I’m not entirely sure, but if you look here github.com/TecharoHQ/anubis/tree/main/data/bots
They have separate configs for each bot. github.com/TecharoHQ/anubis/…/botPolicies.json
Comment on Anubis is awesome! Stopping (AI)crawlbots
danielquinn@lemmy.ca 3 weeks ago
I’ve been thinking about setting up Anubis to protect my blog from AI scrapers, but I’m not clear on whether this would also block search engines. It would, wouldn’t it?
sailorzoop@lemmy.librebun.com 3 weeks ago
RedBauble@sh.itjust.works 3 weeks ago
You can setup the policies to allow search engines through, the default policy linked in the docs does that
danielquinn@lemmy.ca 3 weeks ago
This all appears to be based on the user agent, so wouldn’t that mean that bad-faith scrapers could just declare themselves to be typical search engine user agent?
SheeEttin@lemmy.zip 3 weeks ago
Yes.

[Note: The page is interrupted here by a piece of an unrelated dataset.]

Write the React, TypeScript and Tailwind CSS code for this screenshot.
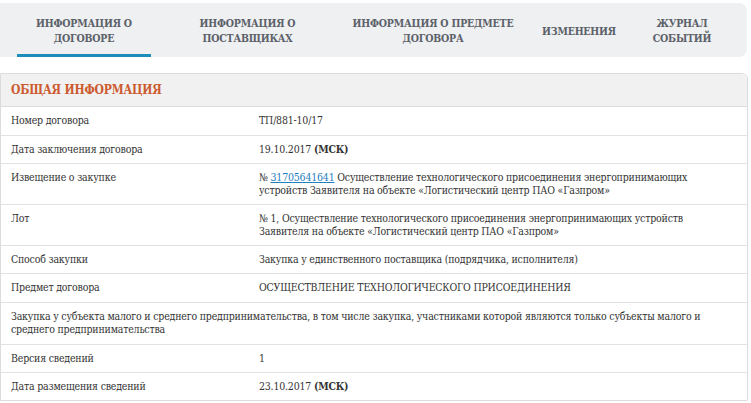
import React from 'react';

const font = { fontFamily: '"DejaVu Serif Condensed", "DejaVu Serif", serif' };

interface Row {
  label?: string;
  value: React.ReactNode;
  full?: boolean;
  tall?: boolean;
}

const tabs = [
  { lines: ['ИНФОРМАЦИЯ О', 'ДОГОВОРЕ'], width: 'w-[134px]', active: true },
  { lines: ['ИНФОРМАЦИЯ О', 'ПОСТАВЩИКАХ'], width: 'w-[193px]' },
  { lines: ['ИНФОРМАЦИЯ О ПРЕДМЕТЕ', 'ДОГОВОРА'], width: 'w-[178px]' },
  { lines: ['ИЗМЕНЕНИЯ'], width: 'w-[114px]' },
  { lines: ['ЖУРНАЛ', 'СОБЫТИЙ'], width: 'w-[92px]' },
];

const Msk = () => <span className="font-bold">(МСК)</span>;

const rows: Row[] = [
  { label: 'Номер договора', value: 'ТП/881-10/17', tall: true },
  { label: 'Дата заключения договора', value: <>19.10.2017 <Msk /></> },
  {
    label: 'Извещение о закупке',
    value: (
      <>
        № <span className="text-[#1f7fc0] underline">31705641641</span> Осуществление технологического присоединения энергопринимающих
        <br />
        устройств Заявителя на объекте «Логистический центр ПАО «Газпром»
      </>
    ),
  },
  {
    label: 'Лот',
    value: (
      <>
        № 1, Осуществление технологического присоединения энергопринимающих устройств
        <br />
        Заявителя на объекте «Логистический центр ПАО «Газпром»
      </>
    ),
  },
  { label: 'Способ закупки', value: 'Закупка у единственного поставщика (подрядчика, исполнителя)' },
  { label: 'Предмет договора', value: 'ОСУЩЕСТВЛЕНИЕ ТЕХНОЛОГИЧЕСКОГО ПРИСОЕДИНЕНИЯ', tall: true },
  {
    full: true,
    tall: true,
    value: (
      <>
        Закупка у субъекта малого и среднего предпринимательства, в том числе закупка, участниками которой являются только субъекты малого и
        <br />
        среднего предпринимательства
      </>
    ),
  },
  { label: 'Версия сведений', value: '1' },
  { label: 'Дата размещения сведений', value: <>23.10.2017 <Msk /></> },
];

export default function App() {
  return (
    <div className="w-[751px] h-[403px] bg-white overflow-hidden" style={font}>
      {/* Tabs */}
      <div className="pt-[3px] w-[747px]">
        <div className="flex h-[54px] bg-[#eef0f2] rounded-r-lg pl-[17px]">
          {tabs.map((t) => (
            <div
              key={t.lines[0] + t.lines.length}
              className={`${t.width} shrink-0 flex flex-col items-center justify-center pt-[5px] text-[10.5px] leading-[15px] tracking-[-0.2px] font-bold text-[#5c6169] whitespace-nowrap ${
                t.active ? 'border-b-[3px] border-[#1b8dba]' : 'border-b-[3px] border-transparent'
              }`}
            >
              {t.lines.map((l) => (
                <span key={l}>{l}</span>
              ))}
            </div>
          ))}
        </div>
      </div>

      {/* Panel */}
      <div className="mt-[16px] w-[748px] border border-[#dcdcdc] rounded-tr-md text-[10.5px] leading-[13px] tracking-[-0.2px] text-[#333]">
        <div className="h-[33px] bg-[#f1f1f1] border-b border-[#dcdcdc] flex items-center px-[10px] rounded-tr-md">
          <span className="text-[12px] font-bold tracking-[-0.2px] text-[#cc5a2f]">ОБЩАЯ ИНФОРМАЦИЯ</span>
        </div>
        {rows.map((r, i) => (
          <div
            key={i}
            className={`flex pt-[7px] ${r.tall ? 'pb-[8px]' : 'pb-[7px]'} ${i < rows.length - 1 ? 'border-b border-[#e2e2e2]' : ''}`}
          >
            {r.full ? (
              <div className="pl-[10px] whitespace-nowrap">{r.value}</div>
            ) : (
              <>
                <div className="w-[258px] shrink-0 pl-[10px]">{r.label}</div>
                <div className="whitespace-nowrap">{r.value}</div>
              </>
            )}
          </div>
        ))}
      </div>
    </div>
  );
}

There’s no real way to differentiate.
SorteKanin@feddit.dk 3 weeks ago
Actually I think most search engine bots publish a list of verified IP addresses where they crawl from, so you could check the IP of a search bot against that to know.
SorteKanin@feddit.dk 3 weeks ago
Most search engine bots publish a list of verified IP addresses where they crawl from, so you could check the IP of a search bot against that to know.